Since \(T\) can be any point on \(QR\), we can push \(T\) all the way to R or all the way to \(Q\).

The area of \(PQR\) = 24.

If we push T all the way to \(Q\), the line \(PT\) collapses onto \(PR\). So we can bring the quadrilateral infinitely close to the line \(PR\), minimizing it's area to 0.

In that case, the quadrilateral's area is less than 12.

With the logic from above, we can maximize the area of the quadrilateral by having \(T\) be the midpoint of \(QR\). This

So \(QT\) = 4 and \(XQ\) = 3, which implies that \(XT\) = 5.

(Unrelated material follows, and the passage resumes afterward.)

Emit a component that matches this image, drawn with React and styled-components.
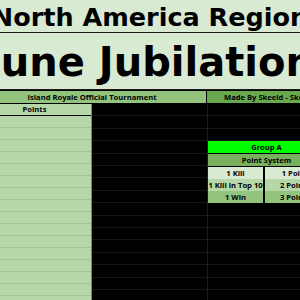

This leads to triangle the area of triangle \(QXT\) = 6.

Since \(PQR\) is a 3-4-5 triangle, we can deduce that \(PR\) = 10, or that \(PY\) = 5.

Notice how \(XT\) = 5, \(PY\) = 5, and \(PX\) = 3. This must mean that \(YT\) = 3.

\(TR\) = 4 , and so we have another 3-4-5 triangle in \(TYR\), whose area is 6.

The area of the quadrilateral is:

the area of triangle \(QPR\) - the area of triangle \(QXT\) - the area of triangle \(TYR\).
\(24 - 6 - 6 = 12\)

So if \(T\) is the midpoint of \(QR\), the area's are equal.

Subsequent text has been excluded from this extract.